Un nouvel outil numérique pour l’enseignement du français
Développé au centre Lucien Tesnière par Yves Bordet, le projet Doxilog se compose d’une application qui évalue la difficulté de textes et d’une anthologie interactive.
L’illettrisme est une réalité qui a frappé Yves Bordet lorsqu'il était professeur de français en Suisse et qui l’a amené à s’interroger sur la façon dont on enseigne la langue française aujourd’hui. Il s’est aperçu que la littérature était parfois mise de côté, notamment par les enseignants de français langue étrangère (FLE), car jugée peu adaptée à l’apprentissage d’une langue et trop complexe. Lui milite au contraire pour que les textes des grands auteurs soient au cœur de la pédagogie. « J’ai toujours pensé que la langue doit s’apprendre avec des documents authentiques et pas forcément avec des documents produits par les enseignants », explique Yves Bordet, qui insiste également sur les bénéfices de l’apprentissage par cœur et de la récitation.
Ce chercheur a travaillé à proposer une approche pédagogique faisant usage des moyens numériques et remettant la littérature au cœur des apprentissages. Les résultats de ses recherches lui ont permis de créer une application en ligne, Doxilog, avec l’aide d’un informaticien. Une fois le texte saisi (par exemple un extrait de roman ou un poème), l’application en analyse le niveau de difficulté et indique l’âge auquel ce texte est accessible, pour les enfants et les adolescents francophones, et le niveau en français langue étrangère (FLE), de A1 à C21.

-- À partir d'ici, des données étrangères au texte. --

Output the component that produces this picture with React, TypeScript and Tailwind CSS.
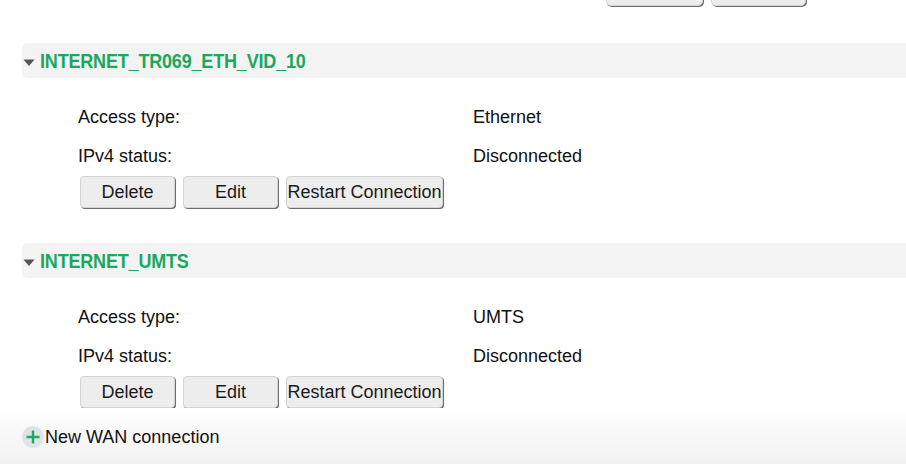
import React from "react";

interface Connection {
    name: string;
    accessType: string;
    ipv4Status: string;
}

const connections: Connection[] = [
    { name: "INTERNET_TR069_ETH_VID_10", accessType: "Ethernet", ipv4Status: "Disconnected" },
    { name: "INTERNET_UMTS", accessType: "UMTS", ipv4Status: "Disconnected" },
];

function Btn({ label, width }: { label: string; width: string }) {
    return (
        <button
            className={`${width} h-[32px] flex items-center justify-center rounded-[4px] bg-[#ededed] border border-[#d4d4d4] shadow-[1px_1px_0_0_#6e6e6e] text-[18px] text-[#1a1a1a] leading-none whitespace-nowrap`}
        >
            {label}
        </button>
    );
}

export default function App() {
    return (
        <div
            className="w-[906px] h-[464px] overflow-hidden bg-white flex flex-col text-[#111]"
            style={{ fontFamily: '"Liberation Sans", Arial, sans-serif' }}
        >
            {/* buttons from the section above, cut off */}
            <div className="flex gap-[8px] pl-[606px] -mt-[26px] shrink-0">
                <div className="w-[97px] h-[32px] rounded-[5px] bg-[#ededed] border border-[#d4d4d4] shadow-[1px_1px_0_0_#6e6e6e]" />
                <div className="w-[95px] h-[32px] rounded-[5px] bg-[#ededed] border border-[#d4d4d4] shadow-[1px_1px_0_0_#6e6e6e]" />
            </div>

            <div className="pl-[22px] pt-[37px] shrink-0">
                {connections.map((c) => (
                    <div key={c.name} className="mb-[35px] last:mb-0">
                        {/* Section header */}
                        <div className="h-[35px] w-[900px] bg-[#f3f3f3] rounded-l-[5px] flex items-center">
                            <svg width="14" height="8" viewBox="0 0 14 8" className="ml-[1px] mt-[4px] shrink-0">
                                <path d="M0.5 0.5 L11.5 0.5 L6 7 Z" fill="#555" />
                            </svg>
                            <span className="ml-[3px] inline-block origin-left scale-x-[0.9] text-[20px] font-bold text-[#1aa85c] tracking-[-0.2px] whitespace-nowrap">
                                {c.name}
                            </span>
                        </div>

                        {/* Details */}
                        <div className="pl-[56px] pt-[20px] text-[18px]">
                            <div className="h-[39px] grid grid-cols-[395px_1fr] items-center">
                                <span>Access type:</span>
                                <span>{c.accessType}</span>
                            </div>
                            <div className="h-[39px] grid grid-cols-[395px_1fr] items-center">
                                <span>IPv4 status:</span>
                                <span>{c.ipv4Status}</span>
                            </div>
                            <div className="flex gap-[8px] pl-[2px]">
                                <Btn label="Delete" width="w-[95px]" />
                                <Btn label="Edit" width="w-[95px]" />
                                <Btn label="Restart Connection" width="w-[157px]" />
                            </div>
                        </div>
                    </div>
                ))}
            </div>

            {/* New connection */}
            <div className="flex-1 bg-gradient-to-b from-white to-[#f1f1f1] pl-[22px] pt-[14px]">
                <div className="h-[30px] flex items-center">
                    <span className="w-[22px] h-[22px] rounded-full bg-[#dfe4ea] flex items-center justify-center shrink-0">
                        <svg width="16" height="16" viewBox="0 0 16 16">
                            <path d="M8 1.5 V14.5 M1.5 8 H14.5" stroke="#22a85c" strokeWidth="2.4" />
                        </svg>
                    </span>
                    <span className="ml-[1px] text-[18px] text-[#111]">New WAN connection</span>
                </div>
            </div>
        </div>
    );
}
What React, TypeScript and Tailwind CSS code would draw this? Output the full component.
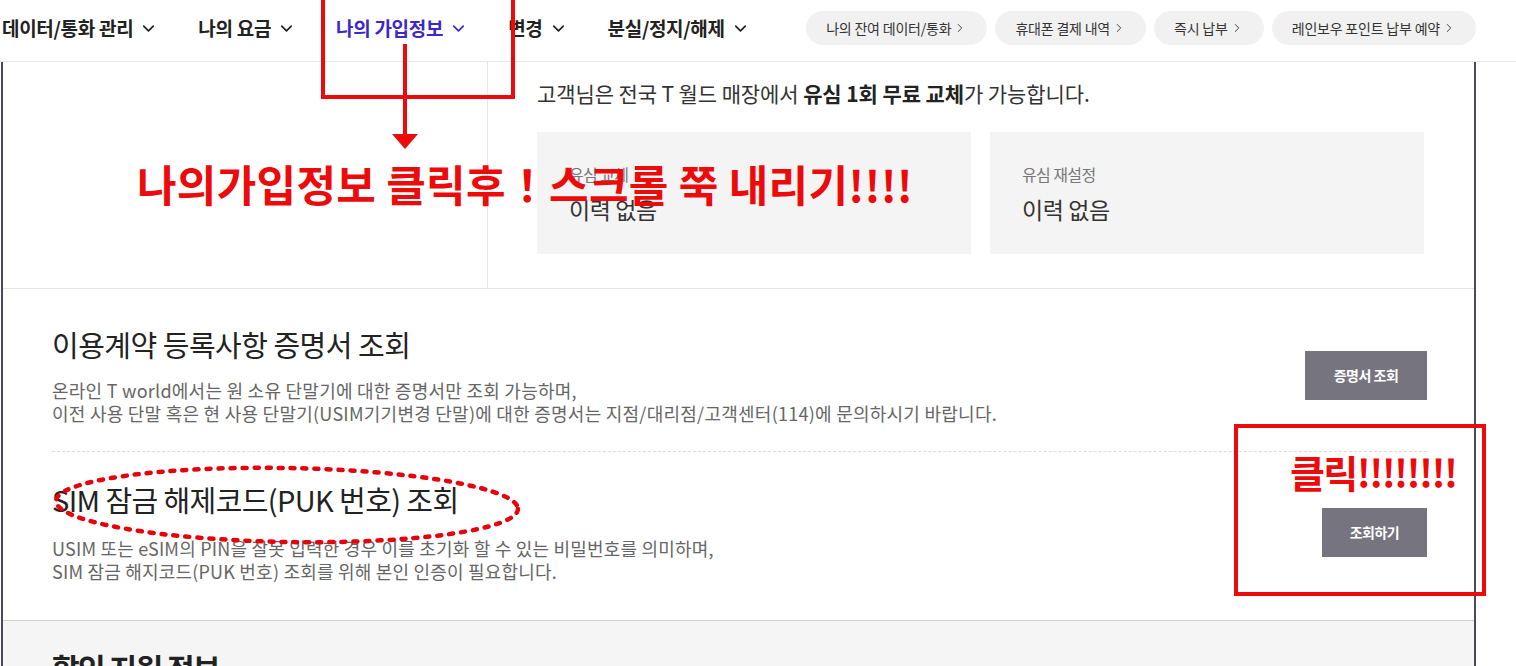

Pour créer cet outil, Yves Bordet a tout d’abord réalisé la liste de ce qu’il appelle le « français fondamental littéraire » ou « français pérenne », comprenant environ 1 500 mots. Pour cela, il a étudié un corpus de textes littéraires en prose et en vers, dont certains sont issus de manuels scolaires. Ses travaux montrent que « la littérature française est composée à 90 % de ces mots ». On retrouve notamment des « mots outils », comme les conjonctions ou les prépositions. L'analyse de l'accessibilité prend en compte cette liste mais aussi la ponctuation et la longueur du texte. L’application donne en outre accès à la liste des mots pérennes et note leur nombre et leur proportion dans le texte.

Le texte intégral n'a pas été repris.